Challenges for the franchisee include paying franchise fees and royalties, which can reduce profitability. They have limited control over the brand and operational procedures. Success depends on following the franchisor's system, which may not suit their individual business acumen. Franchisees are also vulnerable to the success or failure of the overall franchise system.
3.
A company has recently launched a new smartphone with innovative features. Sales are initially low, but they are gradually increasing as consumers become aware of the product. Describe the characteristics of the introduction stage of the product life cycle and outline two marketing strategies the company could use to encourage early adoption.
Introduction Stage Characteristics:
- Low Sales Volume: Sales are typically slow as the product is new and consumers are unfamiliar with it.
- High Marketing and Production Costs: Significant investment is required in advertising, promotion, and setting up production.

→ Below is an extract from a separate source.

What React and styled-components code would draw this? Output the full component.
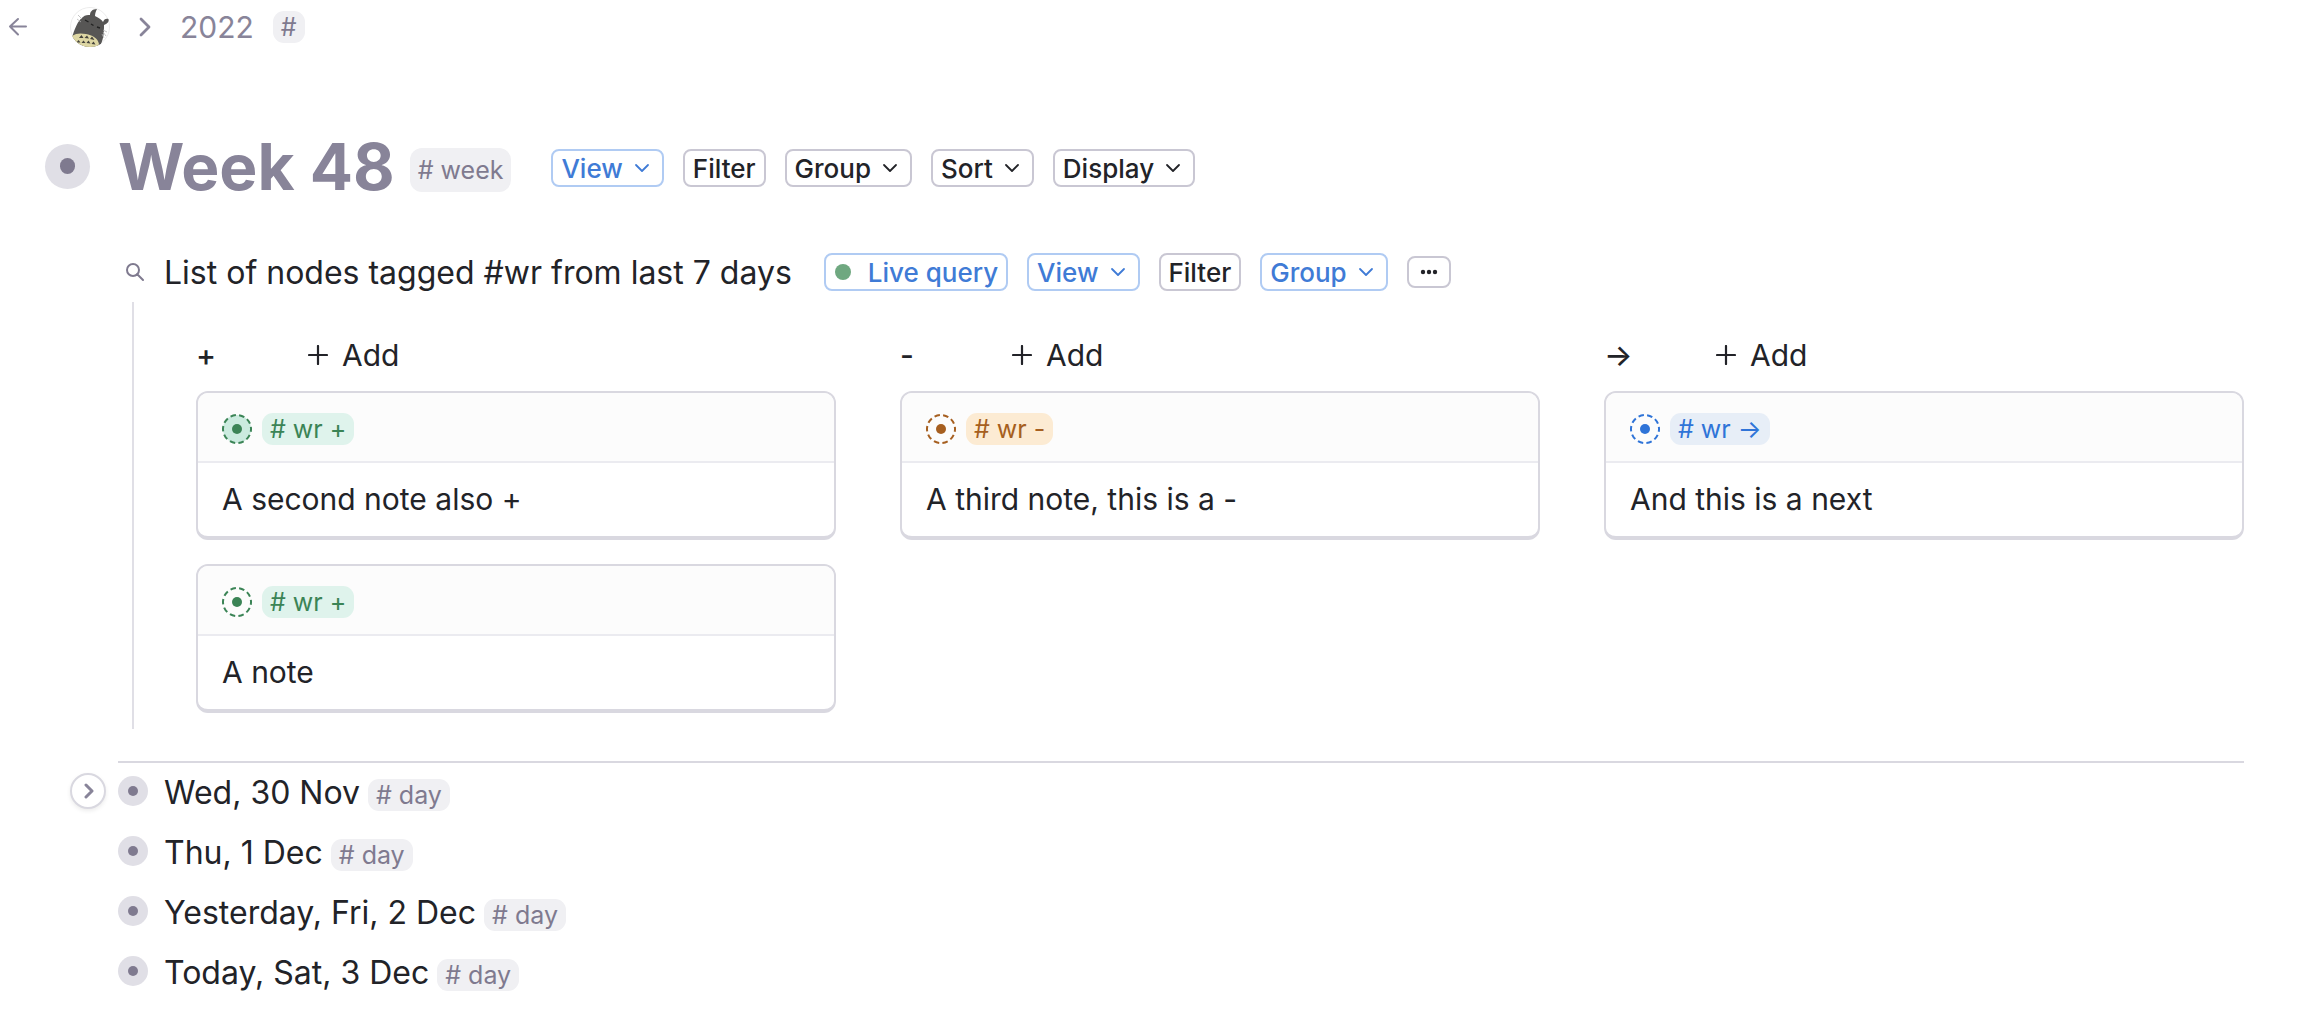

- Little or No Profit: Due to high costs and low sales, profit margins are often low or even negative.
- Limited Competition: The product may be unique, resulting in fewer competitors.
- Focus on Awareness: Marketing efforts are primarily aimed at creating awareness and educating potential customers about the product's features and benefits.
Marketing Strategies for Encouraging Early Adoption:
- Targeted Advertising: Focus advertising on early adopters – those willing to try new products. This could involve online advertising, social media campaigns, and influencer marketing.
- Introductory Pricing: Offer a discounted price or special promotion to encourage initial purchases and gain market share. This could be a limited-time offer or bundled deals.